Last week I started a 90 day accelerated program at LifePointe, a health/fitness center associated with BryanLGH Hospital here in Lincoln. The program focuses on fitness and nutrition. I seemed to be at a plateau with both and needed a change. The basic fitness tests at the center showed that P90X has, indeed, been good for me...my upper body strength was in the 90 percentile for my age (68) as was flexibility. My cardio was a bit above average, lower body strength and core was a bit low...not surprising, as I tend to focus on upper body and flexibility in my workouts...letting legs follow along via a lot of cardio kickboxing. Overall my health is pretty good. Nutrionally, I'm, for the most part eating the right things, just too much...The nutrionalist put me on an 1800 calorie, protein accented diet plan with the requirement of not eating more than 600 calories per meal and to shoot for 150 - 165 gram of protein per day. If I do that, carbs and fat should fall into place.. basically a 40-30-30 diet. My calcs show it closer to 40-35-25..cpf. I need to drop about 40 lbs and just haven't be able to muster up the dicipline to do it on my own.
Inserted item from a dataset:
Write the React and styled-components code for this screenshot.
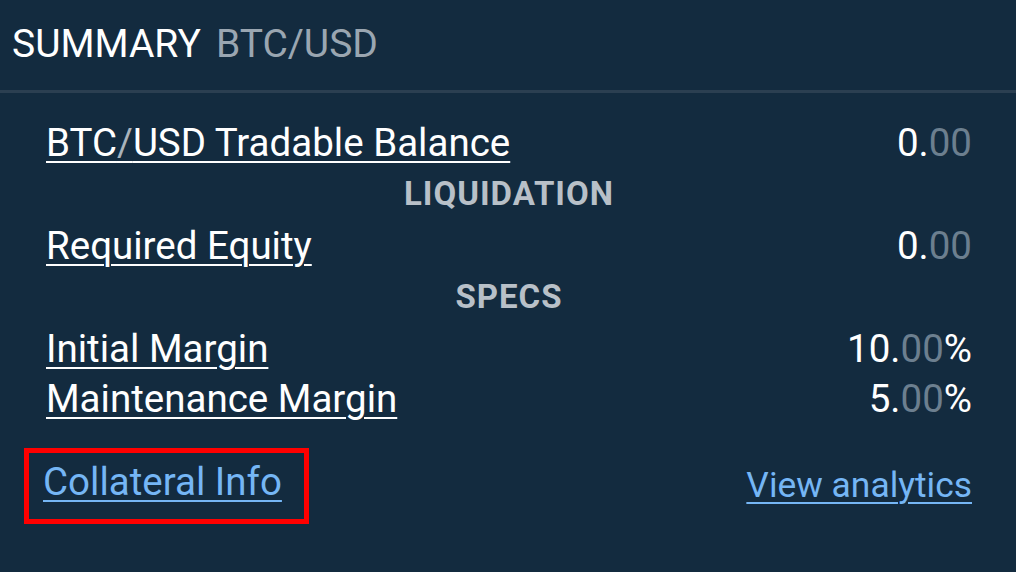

The fitness program is mostly strength w/free weights and treadmill/crosstrainer cardio. I have done the strength workout once and found it to be demanding and fun. The dumb bell exercises are similar to my P90X routines. Today we added an abs routine that I think I'll like...always had trouble convincing myself to do Ab Ripper X...too much work? We'll see, but I think starting with this new routine and progressing through it should move me into a regular workout routine. I definitely need the ab work, I don't deny that.
My intention is to use the new Fitness/nutrition program as my base for 90 days and integrate P90X into it so that I can both workout at home and at the gym. I do like the steam room and the whirlpool...plus swimming pool and cardio machines...But I love P90X and don't want to give it up. and I need some one on one supervision for a while.